Dennis Snower

Dennis Snower

Senior Research Fellow

Dennis J Snower is founder and President of the Global Solutions Initiative and Professor of Macroeconomics and Sustainability at the Hertie School in Berlin. He was President of the Kiel Institute for the World Economy and Professor of Economics at the Christian-Albrechts-University of Kiel until February 2019.

He is a Senior Research Fellow at the Blavatnik School of Government, as well as a non-resident Fellow of Brookings Institution, Research Fellow at the Center for Economic Policy Research (London), at IZA (Institute for the Future of Work, Bonn), and CESifo (Munich).

In 2017 Dennis was made Co-Chairman of the officially mandated Think 20 Engagement Group (T20), advising the German G20 presidency.

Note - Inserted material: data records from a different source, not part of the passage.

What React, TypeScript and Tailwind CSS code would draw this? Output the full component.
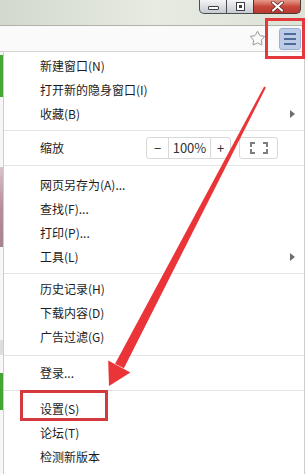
import { Star } from "lucide-react"

// Chrome-style (360/Windows 7) main menu with red annotation marks

function WindowButtons() {
  return (
    <div className="flex h-[25px] justify-end bg-gradient-to-r from-[#d3d9cc] via-[#e7ebe2] to-[#dde2d6] pr-[4px]">
      <div className="flex h-[14px]">
        <div className="flex w-[28px] items-center justify-center rounded-bl-[5px] border border-t-0 border-[#4b4f52] bg-gradient-to-b from-[#f3f5f6] to-[#c5cbd0]">
          <div className="mt-[2px] h-[4px] w-[11px] rounded-[1px] border border-[#3c4045] bg-white" />
        </div>
        <div className="flex w-[26px] items-center justify-center border-b border-[#4b4f52] bg-gradient-to-b from-[#f3f5f6] to-[#c5cbd0]">
          <div className="relative h-[9px] w-[9px] border border-[#3c4045] bg-white">
            <div className="absolute left-[2px] top-[2px] h-[3px] w-[3px] bg-[#3c4045]" />
          </div>
        </div>
        <div className="flex w-[48px] items-center justify-center rounded-br-[5px] border border-t-0 border-[#4b3a36] bg-gradient-to-b from-[#e69a8c] via-[#c9483c] to-[#b8392f]">
          <svg width="13" height="11" viewBox="0 0 13 11">
            <path d="M2 1.5 L11 9.5 M11 1.5 L2 9.5" stroke="#5a1e18" strokeWidth="3.6" strokeLinecap="round" />
            <path d="M2 1.5 L11 9.5 M11 1.5 L2 9.5" stroke="#ffffff" strokeWidth="2.2" strokeLinecap="round" />
          </svg>
        </div>
      </div>
    </div>
  )
}

function Toolbar() {
  return (
    <div className="flex h-[27px] items-center justify-end gap-[13px] border-y border-t-[#aeb1ad] border-b-[#d3d3d3] bg-[#fafafa] pr-[4px]">
      <Star size={17} strokeWidth={1.3} color="#8a8a8a" />
      <div className="flex h-[22px] w-[22px] flex-col items-center justify-center gap-[3px] rounded-[3px] border border-[#98afd6] bg-[#bdcce6]">
        <div className="h-[2px] w-[12px] bg-[#4e6a9a]" />
        <div className="h-[2px] w-[12px] bg-[#4e6a9a]" />
        <div className="h-[2px] w-[12px] bg-[#4e6a9a]" />
      </div>
    </div>
  )
}

function Arrow() {
  return (
    <svg width="5" height="8" viewBox="0 0 5 8">
      <path d="M0 0 L5 4 L0 8 Z" fill="#6e6e6e" />
    </svg>
  )
}

function Item({ label, sub }: { label: string; sub?: boolean }) {
  return (
    <div className="flex h-6 items-center justify-between pl-[36px] pr-[9px] text-[12px] text-[#1c1c1c]">
      <span>{label}</span>
      {sub && <Arrow />}
    </div>
  )
}

function Sep({ cls }: { cls: string }) {
  return <div className={`h-px bg-[#e4e4e4] ${cls}`} />
}

function ZoomRow() {
  return (
    <div className="flex h-[26px] items-center pl-[36px] text-[12px] text-[#1c1c1c]">
      <span className="w-[106px]">缩放</span>
      <div className="flex h-[22px] w-[85px] rounded-[3px] border border-[#d8d8d8] text-[13px] text-[#333]">
        <div className="flex w-[21px] items-center justify-center">−</div>
        <div className="flex w-[43px] items-center justify-center border-x border-[#d8d8d8]">100%</div>
        <div className="flex flex-1 items-center justify-center">+</div>
      </div>
      <div className="ml-[8px] flex h-[22px] w-[39px] items-center justify-center rounded-[3px] border border-[#d8d8d8]">
        <svg width="18" height="12" viewBox="0 0 18 12" fill="none" stroke="#7d7d7d" strokeWidth="2">
          <path d="M1 5 V1 H5 M13 1 H17 V5 M17 7 V11 H13 M5 11 H1 V7" />
        </svg>
      </div>
    </div>
  )
}

function PageEdge() {
  return (
    <div className="flex w-[3px] flex-col">
      <div className="h-[3px] bg-[#f4f4f4]" />
      <div className="h-[42px] bg-[#45a835]" />
      <div className="h-[70px] bg-[#f6f6f6]" />
      <div className="h-[80px] bg-gradient-to-b from-[#d9c2c8] via-[#b58f9c] to-[#a4838f]" />
      <div className="h-[93px] bg-[#f7f7f7]" />
      <div className="h-[15px] bg-[#dedede]" />
      <div className="h-[18px] bg-[#f7f7f7]" />
      <div className="h-[37px] bg-[#43a632]" />
      <div className="flex-1 bg-[#f7f7f7]" />
    </div>
  )
}

function Menu() {
  return (
    <div className="flex-1 border-x border-[#cdcdcd] bg-white pt-[2px]">
      <Item label="新建窗口(N)" />
      <Item label="打开新的隐身窗口(I)" />
      <Item label="收藏(B)" sub />
      <Sep cls="mt-[4px] mb-[4px]" />
      <ZoomRow />
      <Sep cls="mt-[4px] mb-[7px]" />
      <Item label="网页另存为(A)..." />
      <Item label="查找(F)..." />
      <Item label="打印(P)..." />
      <Item label="工具(L)" sub />
      <Sep cls="mt-[4px] mb-[3px]" />
      <Item label="历史记录(H)" />
      <Item label="下载内容(D)" />
      <Item label="广告过滤(G)" />
      <Sep cls="mt-[6px] mb-[5px]" />
      <Item label="登录..." />
      <Sep cls="mt-[5px] mb-[6px]" />
      <Item label="设置(S)" />
      <Item label="论坛(T)" />
      <Item label="检测新版本" />
    </div>
  )
}

export default function App() {
  return (
    <div className="relative h-[474px] w-[305px] overflow-hidden bg-white font-[Noto_Sans_CJK_SC,Noto_Sans,sans-serif]">
      <WindowButtons />
      <Toolbar />
      <div className="flex h-[422px]">
        <PageEdge />
        <Menu />
      </div>

      {/* annotations */}
      <div className="absolute left-[265px] top-[18px] h-[41px] w-[40px] border-[3px] border-[#e3383c]" />
      <div className="absolute left-[20px] top-[390px] h-[31px] w-[88px] border-[3px] border-[#d4393d]" />
      <svg className="pointer-events-none absolute left-0 top-0" width="305" height="474" viewBox="0 0 305 474">
        <polygon points="265.9,87.5 264.1,86.5 115.1,363.7 123.9,368.3" fill="#ea3438" />
        <polygon points="109,386 108.2,360.6 130.4,372.4" fill="#ea3438" />
      </svg>
    </div>
  )
}
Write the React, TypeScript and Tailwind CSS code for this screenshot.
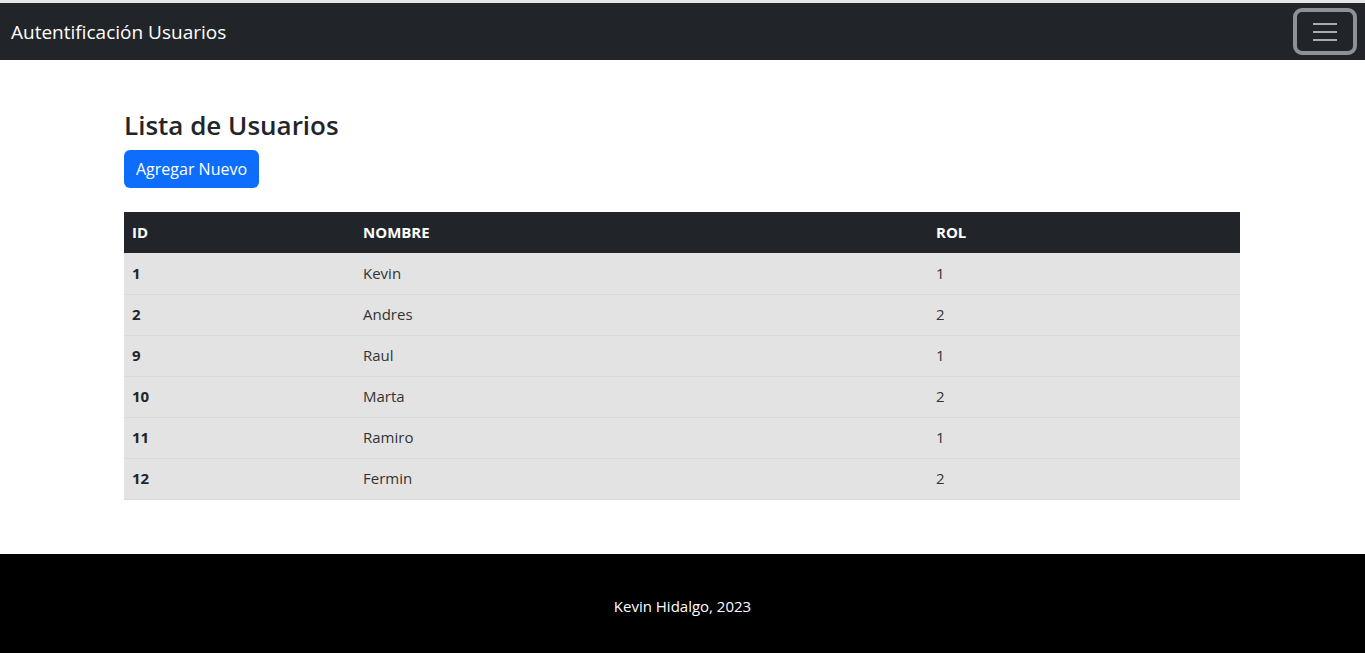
const users = [
  { id: 1, nombre: 'Kevin', rol: 1 },
  { id: 2, nombre: 'Andres', rol: 2 },
  { id: 9, nombre: 'Raul', rol: 1 },
  { id: 10, nombre: 'Marta', rol: 2 },
  { id: 11, nombre: 'Ramiro', rol: 1 },
  { id: 12, nombre: 'Fermin', rol: 2 },
];

export default function App() {
  return (
    <div className="min-h-screen bg-white text-[#212529] font-['Open_Sans',sans-serif]">
      {/* Top strip */}
      <div className="h-[3px] bg-[#e6e6e6]" />

      {/* Navbar */}
      <nav className="h-[57px] bg-[#212529] flex items-center justify-between pl-[11px] pr-[8px]">
        <span className="text-white text-[19px] leading-[30px]">Autentificación Usuarios</span>
        <button className="w-[64px] h-[47px] rounded-[9px] border-[4px] border-[#8e9195] flex items-center justify-center">
          <svg width="26" height="22" viewBox="0 0 26 22">
            <path d="M1 3h24M1 11h24M1 19h24" stroke="#a9abae" strokeWidth="2" />
          </svg>
        </button>
      </nav>

      {/* Content */}
      <main className="w-[1116px] ml-[124px] pt-[48px] pb-[38px]">
        <h3 className="text-[26px] leading-[34px] font-semibold mb-[8px]">Lista de Usuarios</h3>
        <button className="h-[38px] px-[12px] rounded-[6px] bg-[#0d6efd] text-white text-[16px]">
          Agregar Nuevo
        </button>

        <table className="w-full mt-[24px] mb-[16px] border-collapse text-[15px]">
          <thead>
            <tr className="bg-[#212529] text-white h-[41px]">
              <th className="w-[231px] text-left font-bold px-[8px]">ID</th>
              <th className="w-[573px] text-left font-bold px-[8px]">NOMBRE</th>
              <th className="text-left font-bold px-[8px]">ROL</th>
            </tr>
          </thead>
          <tbody>
            {users.map((u) => (
              <tr key={u.id} className="bg-[#e3e3e3] h-[41px] border-b border-[#dadada]">
                <td className="px-[8px] font-bold text-[#212529]">{u.id}</td>
                <td className="px-[8px] text-[#333]">{u.nombre}</td>
                <td className="px-[8px] text-[#333]">{u.rol}</td>
              </tr>
            ))}
          </tbody>
        </table>
      </main>

      {/* Footer */}
      <footer className="bg-black text-white text-center py-[40px] text-[15px] leading-[24px]">
        Kevin Hidalgo, 2023
      </footer>
    </div>
  );
}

He holds a BA and an MA from New College, Oxford University, and an MA and a PhD from Princeton University. Prior to becoming President of the Kiel Institute, he was Professor of Economics at Birkbeck College, University of London.

He is an expert on labour economics, public policy and inflation-unemployment trade-offs. As part of his research career, he originated the 'insider-outsider' theory of employment and unemployment with Assar Lindbeck, the theory of 'caring economics' with Tania Singer, the theory of 'high-low search; with Steve Alpern, and the 'chain reaction theory of unemployment' and the theory of 'frictional growth' with Marika Karanassou and Hector Sala. He has made seminal contributions to the design of employment subsidies and welfare accounts. He has published extensively on employment policy, the design of welfare systems, monetary and fiscal policy, and the role of psychological motivation systems in economic decision making.

He has been a visiting professor at many universities around the world, including Columbia, Princeton, Dartmouth, Harvard, the European University Institute, Stockholm University and the Vienna Institute of Advanced Studies.

He regularly advises a variety of international organisations and national governments on macroeconomic policy, employment policy and welfare state policy.